▶ [THE TASK]
Tally the lines that contain "React" and report the total alone.

****************************************

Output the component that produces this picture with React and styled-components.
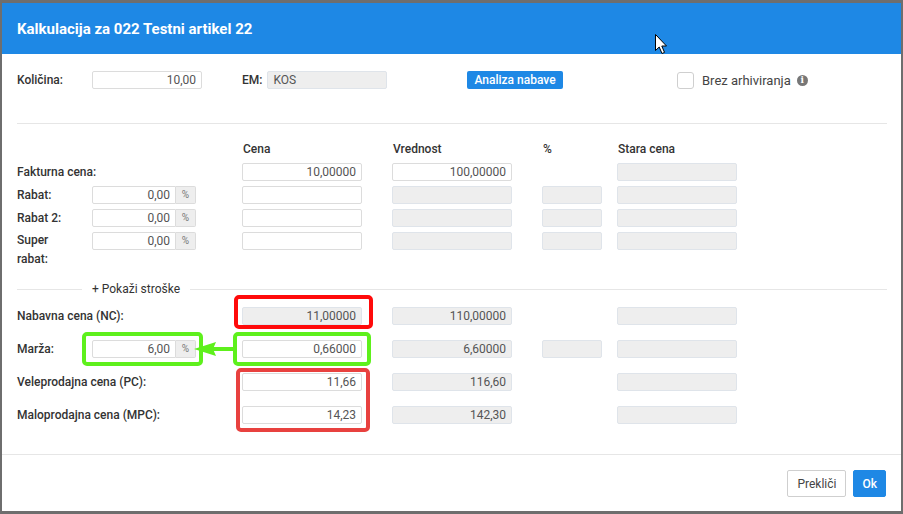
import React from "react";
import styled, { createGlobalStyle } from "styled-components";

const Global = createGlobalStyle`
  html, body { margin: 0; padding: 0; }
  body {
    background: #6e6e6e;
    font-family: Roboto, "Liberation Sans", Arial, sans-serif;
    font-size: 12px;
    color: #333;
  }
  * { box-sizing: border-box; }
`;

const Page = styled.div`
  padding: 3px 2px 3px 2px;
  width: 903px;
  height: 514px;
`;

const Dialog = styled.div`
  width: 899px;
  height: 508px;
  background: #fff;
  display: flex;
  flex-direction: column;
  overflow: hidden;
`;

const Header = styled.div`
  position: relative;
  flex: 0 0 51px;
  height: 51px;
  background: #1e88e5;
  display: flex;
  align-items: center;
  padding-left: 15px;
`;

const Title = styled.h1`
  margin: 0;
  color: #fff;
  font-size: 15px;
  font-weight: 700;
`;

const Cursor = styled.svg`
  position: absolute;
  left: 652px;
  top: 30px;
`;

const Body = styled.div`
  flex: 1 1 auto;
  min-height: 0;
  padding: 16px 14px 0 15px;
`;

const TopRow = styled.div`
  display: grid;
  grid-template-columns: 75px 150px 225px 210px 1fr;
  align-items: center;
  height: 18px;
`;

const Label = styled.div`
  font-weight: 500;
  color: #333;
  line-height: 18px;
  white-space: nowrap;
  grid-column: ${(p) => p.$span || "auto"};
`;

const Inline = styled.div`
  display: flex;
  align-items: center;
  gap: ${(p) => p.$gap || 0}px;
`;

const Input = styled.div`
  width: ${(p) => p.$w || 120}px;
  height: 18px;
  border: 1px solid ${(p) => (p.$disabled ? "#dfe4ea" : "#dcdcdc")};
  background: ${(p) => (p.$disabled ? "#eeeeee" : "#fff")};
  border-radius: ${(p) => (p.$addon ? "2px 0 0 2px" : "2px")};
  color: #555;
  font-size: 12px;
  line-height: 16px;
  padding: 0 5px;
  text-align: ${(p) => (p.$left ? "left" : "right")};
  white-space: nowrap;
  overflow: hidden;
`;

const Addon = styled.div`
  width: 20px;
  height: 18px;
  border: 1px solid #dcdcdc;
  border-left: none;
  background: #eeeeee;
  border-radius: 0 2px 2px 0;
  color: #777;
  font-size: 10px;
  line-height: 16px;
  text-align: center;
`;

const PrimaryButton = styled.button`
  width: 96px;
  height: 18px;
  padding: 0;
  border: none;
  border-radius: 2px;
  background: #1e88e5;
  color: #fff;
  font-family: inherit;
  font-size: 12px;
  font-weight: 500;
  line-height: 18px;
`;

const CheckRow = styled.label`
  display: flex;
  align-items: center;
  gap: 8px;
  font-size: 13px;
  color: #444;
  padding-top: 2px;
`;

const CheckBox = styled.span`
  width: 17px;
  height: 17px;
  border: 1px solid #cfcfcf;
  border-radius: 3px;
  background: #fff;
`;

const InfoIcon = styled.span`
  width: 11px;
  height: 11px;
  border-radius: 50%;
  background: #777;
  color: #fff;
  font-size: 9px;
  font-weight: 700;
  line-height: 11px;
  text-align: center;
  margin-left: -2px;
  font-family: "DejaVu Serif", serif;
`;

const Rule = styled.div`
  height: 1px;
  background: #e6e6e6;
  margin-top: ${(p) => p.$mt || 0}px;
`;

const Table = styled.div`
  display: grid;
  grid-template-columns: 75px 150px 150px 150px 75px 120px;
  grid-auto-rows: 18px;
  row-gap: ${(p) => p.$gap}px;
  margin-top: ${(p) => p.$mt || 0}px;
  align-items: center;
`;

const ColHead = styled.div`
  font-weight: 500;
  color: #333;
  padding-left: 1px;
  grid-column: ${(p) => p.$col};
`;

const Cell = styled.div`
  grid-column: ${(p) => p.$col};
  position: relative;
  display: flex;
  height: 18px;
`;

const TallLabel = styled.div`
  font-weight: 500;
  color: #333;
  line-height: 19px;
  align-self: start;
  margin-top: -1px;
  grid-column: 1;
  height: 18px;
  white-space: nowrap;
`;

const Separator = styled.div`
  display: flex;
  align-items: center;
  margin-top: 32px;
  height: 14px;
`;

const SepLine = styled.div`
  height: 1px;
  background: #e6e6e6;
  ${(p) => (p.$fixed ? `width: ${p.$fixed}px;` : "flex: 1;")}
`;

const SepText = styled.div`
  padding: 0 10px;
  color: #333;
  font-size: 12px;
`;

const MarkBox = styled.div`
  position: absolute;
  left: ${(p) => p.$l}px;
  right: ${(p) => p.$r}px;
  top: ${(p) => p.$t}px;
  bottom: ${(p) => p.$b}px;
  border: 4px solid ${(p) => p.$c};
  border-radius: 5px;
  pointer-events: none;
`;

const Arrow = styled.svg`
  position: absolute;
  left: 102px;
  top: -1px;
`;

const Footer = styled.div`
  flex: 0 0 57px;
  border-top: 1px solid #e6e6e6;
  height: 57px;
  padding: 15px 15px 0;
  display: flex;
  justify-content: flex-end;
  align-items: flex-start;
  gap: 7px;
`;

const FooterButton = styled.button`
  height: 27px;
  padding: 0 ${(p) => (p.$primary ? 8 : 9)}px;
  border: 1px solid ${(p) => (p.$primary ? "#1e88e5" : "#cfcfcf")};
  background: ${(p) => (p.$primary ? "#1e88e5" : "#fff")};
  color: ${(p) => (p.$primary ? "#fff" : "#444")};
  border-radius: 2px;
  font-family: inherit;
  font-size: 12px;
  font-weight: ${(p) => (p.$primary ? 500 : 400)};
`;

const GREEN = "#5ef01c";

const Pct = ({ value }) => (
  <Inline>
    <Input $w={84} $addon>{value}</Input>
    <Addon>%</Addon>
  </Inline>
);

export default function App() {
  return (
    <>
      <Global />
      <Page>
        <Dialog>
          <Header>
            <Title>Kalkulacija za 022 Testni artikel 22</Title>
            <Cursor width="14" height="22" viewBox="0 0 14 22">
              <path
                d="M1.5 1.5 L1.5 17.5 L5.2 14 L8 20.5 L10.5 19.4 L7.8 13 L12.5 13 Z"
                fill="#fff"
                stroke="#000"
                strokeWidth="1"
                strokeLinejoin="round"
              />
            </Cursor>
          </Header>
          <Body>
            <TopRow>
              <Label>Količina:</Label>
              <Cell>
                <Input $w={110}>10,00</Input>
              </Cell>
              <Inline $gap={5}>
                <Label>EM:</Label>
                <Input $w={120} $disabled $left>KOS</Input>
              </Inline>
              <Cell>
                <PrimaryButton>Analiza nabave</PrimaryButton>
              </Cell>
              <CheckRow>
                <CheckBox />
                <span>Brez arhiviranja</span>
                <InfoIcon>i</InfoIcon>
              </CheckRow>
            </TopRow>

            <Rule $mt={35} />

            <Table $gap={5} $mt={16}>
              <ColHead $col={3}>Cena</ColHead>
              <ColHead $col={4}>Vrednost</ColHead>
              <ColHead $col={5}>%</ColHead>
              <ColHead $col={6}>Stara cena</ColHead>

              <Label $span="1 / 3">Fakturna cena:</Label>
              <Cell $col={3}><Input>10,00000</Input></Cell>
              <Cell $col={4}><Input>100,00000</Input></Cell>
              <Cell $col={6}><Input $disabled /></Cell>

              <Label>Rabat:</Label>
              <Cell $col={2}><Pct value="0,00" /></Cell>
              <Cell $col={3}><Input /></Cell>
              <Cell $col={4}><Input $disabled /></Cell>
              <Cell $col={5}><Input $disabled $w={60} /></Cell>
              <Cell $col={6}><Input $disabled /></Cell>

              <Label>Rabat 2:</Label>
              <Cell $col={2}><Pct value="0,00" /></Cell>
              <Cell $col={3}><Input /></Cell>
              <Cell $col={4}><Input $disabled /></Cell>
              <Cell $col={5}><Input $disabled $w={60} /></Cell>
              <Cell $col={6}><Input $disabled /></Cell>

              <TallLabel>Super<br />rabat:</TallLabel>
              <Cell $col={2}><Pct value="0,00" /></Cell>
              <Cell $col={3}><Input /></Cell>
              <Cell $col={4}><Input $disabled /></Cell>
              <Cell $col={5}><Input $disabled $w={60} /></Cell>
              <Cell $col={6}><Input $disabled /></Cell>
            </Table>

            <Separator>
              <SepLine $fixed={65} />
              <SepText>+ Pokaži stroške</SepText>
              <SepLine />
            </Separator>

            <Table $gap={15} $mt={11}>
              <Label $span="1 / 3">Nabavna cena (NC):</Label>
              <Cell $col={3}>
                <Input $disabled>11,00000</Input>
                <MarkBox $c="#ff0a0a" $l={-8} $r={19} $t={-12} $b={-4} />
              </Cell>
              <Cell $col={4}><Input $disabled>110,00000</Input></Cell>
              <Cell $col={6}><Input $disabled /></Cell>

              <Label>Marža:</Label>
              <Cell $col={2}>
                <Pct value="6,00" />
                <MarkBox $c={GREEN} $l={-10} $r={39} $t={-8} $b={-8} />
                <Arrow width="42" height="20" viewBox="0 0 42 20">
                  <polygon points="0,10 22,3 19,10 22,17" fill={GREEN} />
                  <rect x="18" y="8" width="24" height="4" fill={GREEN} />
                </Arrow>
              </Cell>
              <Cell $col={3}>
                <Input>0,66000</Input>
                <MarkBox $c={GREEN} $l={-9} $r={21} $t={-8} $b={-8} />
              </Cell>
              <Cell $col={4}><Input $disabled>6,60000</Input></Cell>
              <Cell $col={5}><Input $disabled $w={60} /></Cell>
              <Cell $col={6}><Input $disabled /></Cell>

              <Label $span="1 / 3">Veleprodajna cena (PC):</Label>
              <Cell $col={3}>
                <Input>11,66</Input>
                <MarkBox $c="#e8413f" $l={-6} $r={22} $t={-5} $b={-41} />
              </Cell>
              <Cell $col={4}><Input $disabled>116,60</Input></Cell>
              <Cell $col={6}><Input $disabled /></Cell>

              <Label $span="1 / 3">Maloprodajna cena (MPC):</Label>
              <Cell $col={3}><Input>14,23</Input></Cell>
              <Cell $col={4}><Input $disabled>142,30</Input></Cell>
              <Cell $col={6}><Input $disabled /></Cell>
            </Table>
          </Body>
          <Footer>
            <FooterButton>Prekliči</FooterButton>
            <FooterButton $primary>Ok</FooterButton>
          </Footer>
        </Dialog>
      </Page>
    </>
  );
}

****************************************

▶ [OUTPUT OF THE TASK]
2